On March 23, 1974, plaintiffs furnished Ingram with copies of the 1966 island survey and the deed. As a result of the communi*368cations, plaintiffs dismissed their protest with the Corps of Engineers. Apparently, there was no further contact or communication between Ingram and plaintiffs for five years.
On September 21, 1979, Ingram began dredging in the northern half of the Ohio River at approximately mile 928.8. When plaintiffs discovered the dredging, they protested to Ingram.

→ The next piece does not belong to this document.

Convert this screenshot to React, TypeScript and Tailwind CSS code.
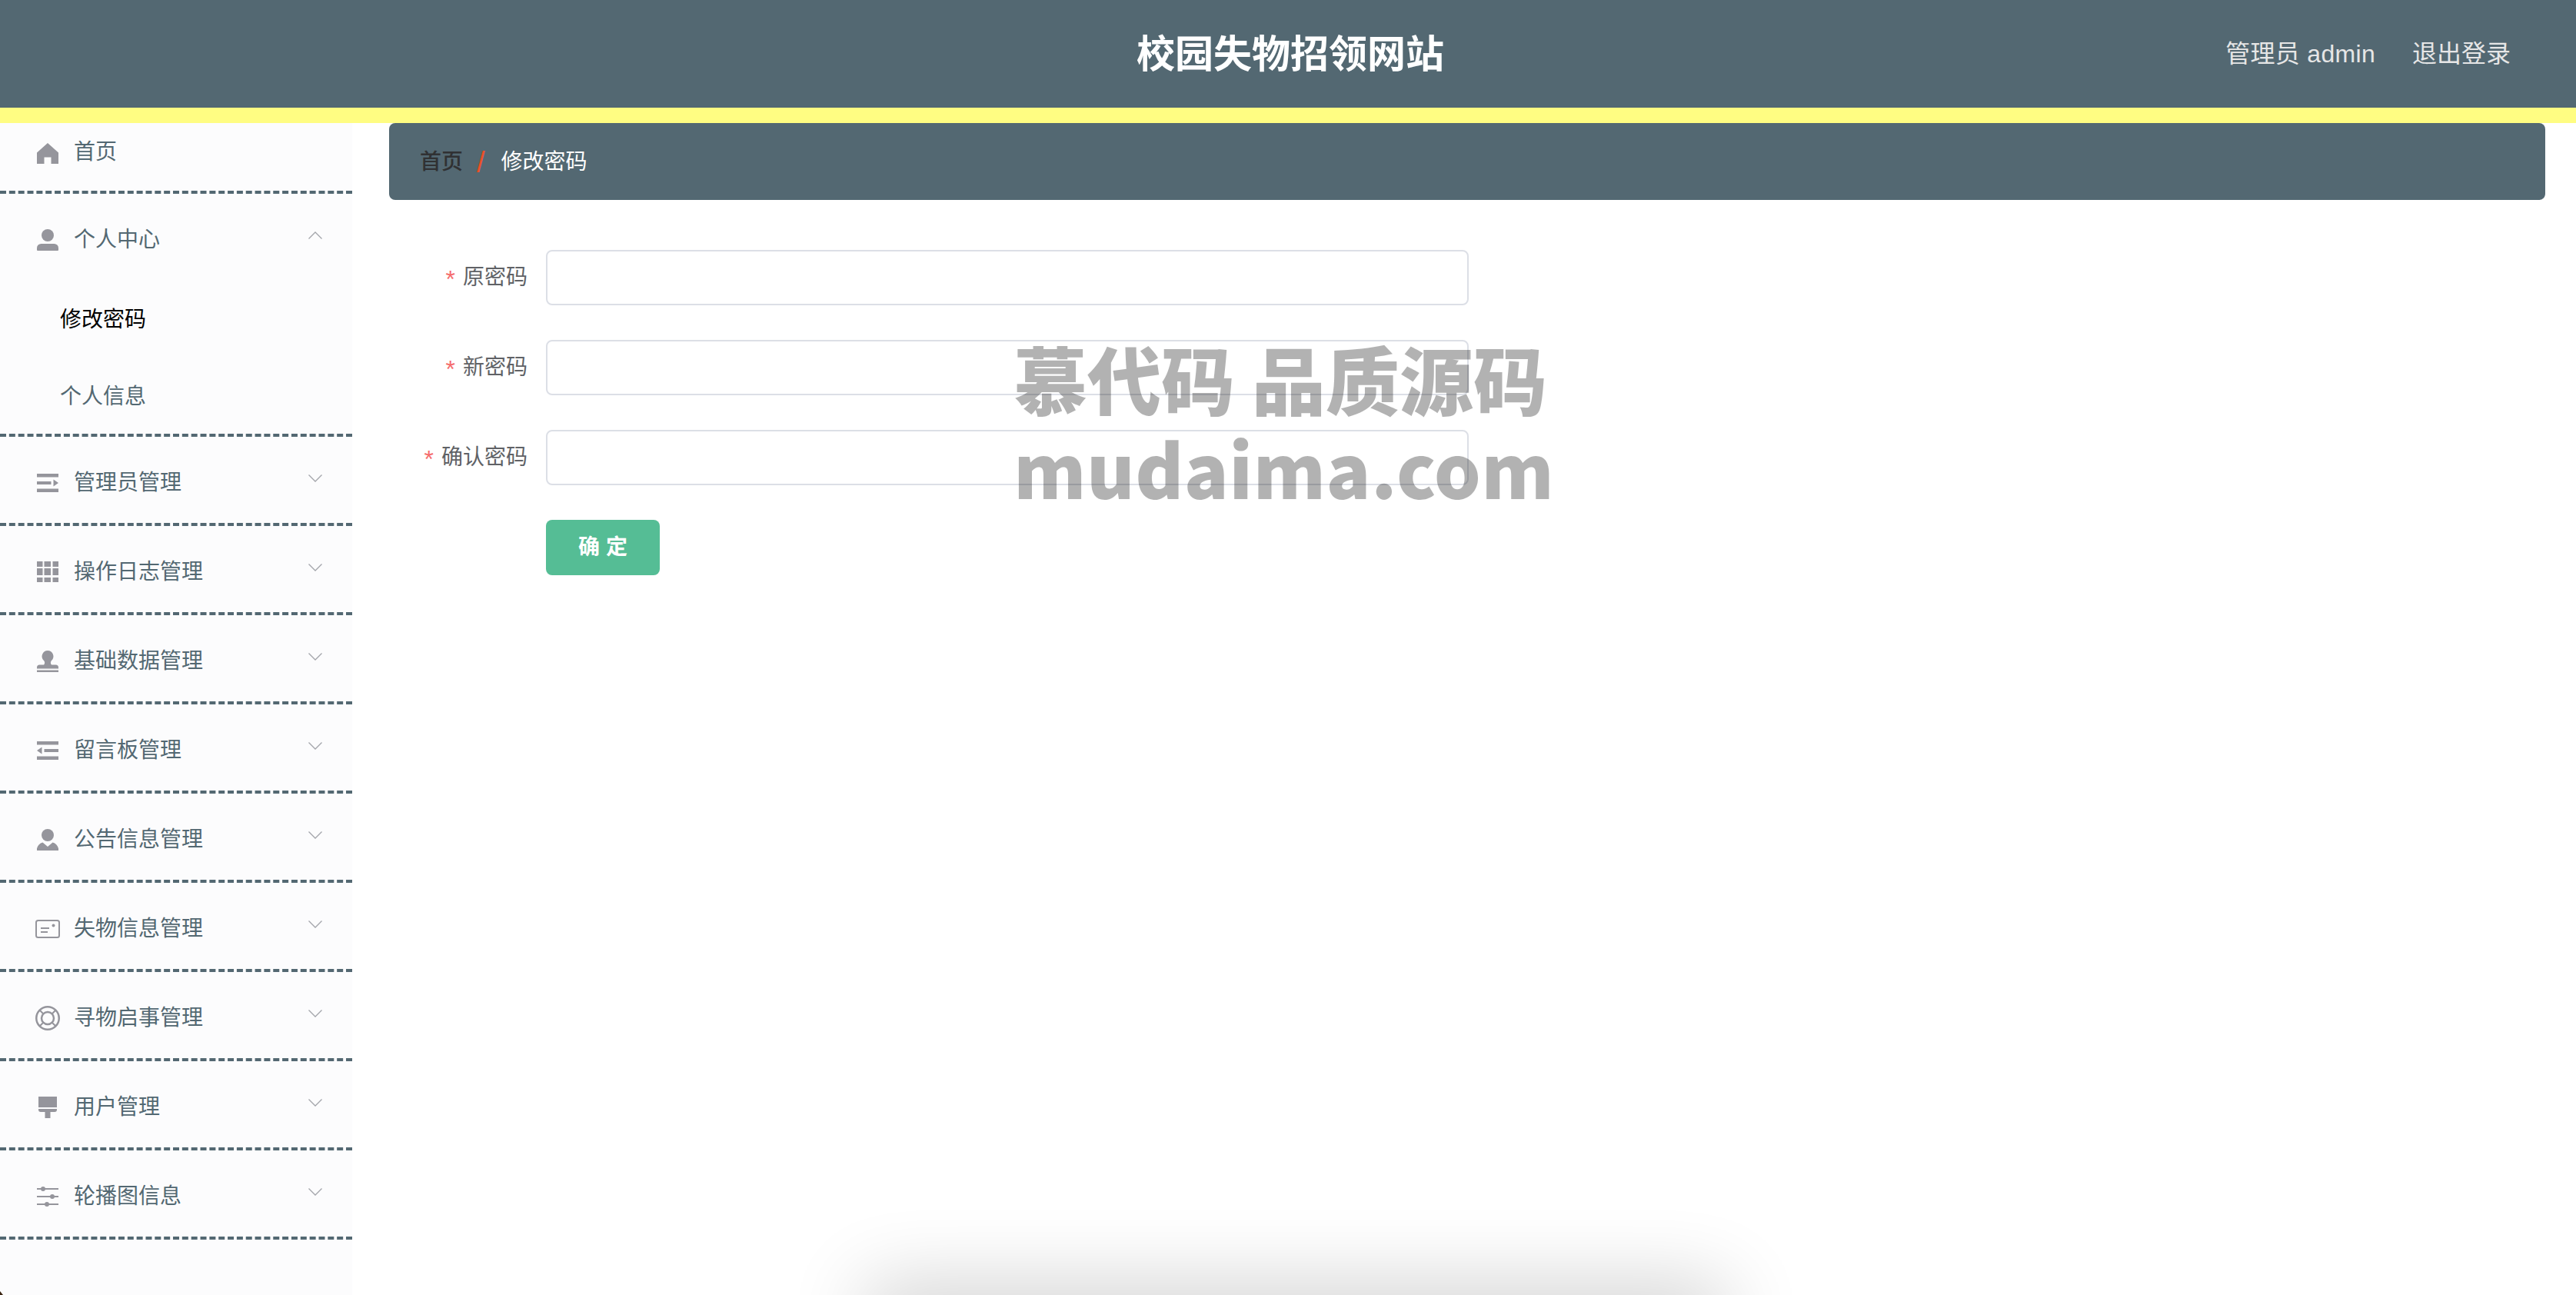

In a letter dated October 12,1979, Ingram denied that it had dredged in the immediate area of the islands but stated that it “would not hesitate to dredge in the general area at any time these islands are nonexistent at pool stage.”1 According to Ingram’s records, dredging operations were conducted intermittently from September 21,1979 through January 7,1980 at mile 928.8, resulting in the removal of 128,400 tons of sand from that area.
On January 10,1980, plaintiffs initiated a diversity action in the United States District Court for the Western District of Kentucky seeking damages and equitable relief. A hearing was held on February 29, 1980, on plaintiff’s motion for a temporary injunction, after which the district court entered an order concerning an agreement reached by the parties. A jury trial on the merits of the case was held in May, 1981. At trial, plaintiffs contended that Ingram intentionally trespassed on their islands and was liable for the value of the sand dredged from the islands. Ingram, at the close of plaintiffs’ case, moved for a directed verdict on the ground that plaintiffs had failed to prove the existence of the islands, their standing as owners of the islands to pursue a trespass action, and their damages. The court denied the motion. The jury returned a verdict for plaintiffs and awarded damages in the amount of $345,000. The district court denied Ingram’s motion for judgment NOV and for a new trial.
Ingram perfected an appeal, assigning numerous errors that raise issues concerning the existence of the islands, the nature of the trespass, riparian rights, and the determination of damages.
II. Existence of the Islands
Ingram argues that the trial court erred in denying its motion for judgment NOV because of the nonexistence of the islands at the time of the alleged trespass. Ingram presented three bases for its position: (1) plaintiffs failed to prove the continuing existence of the islands; (2) the islands were merely dredge spoils that were not patentable; and (3) the correct standard for determining the existence of islands is existence at normal pool stage.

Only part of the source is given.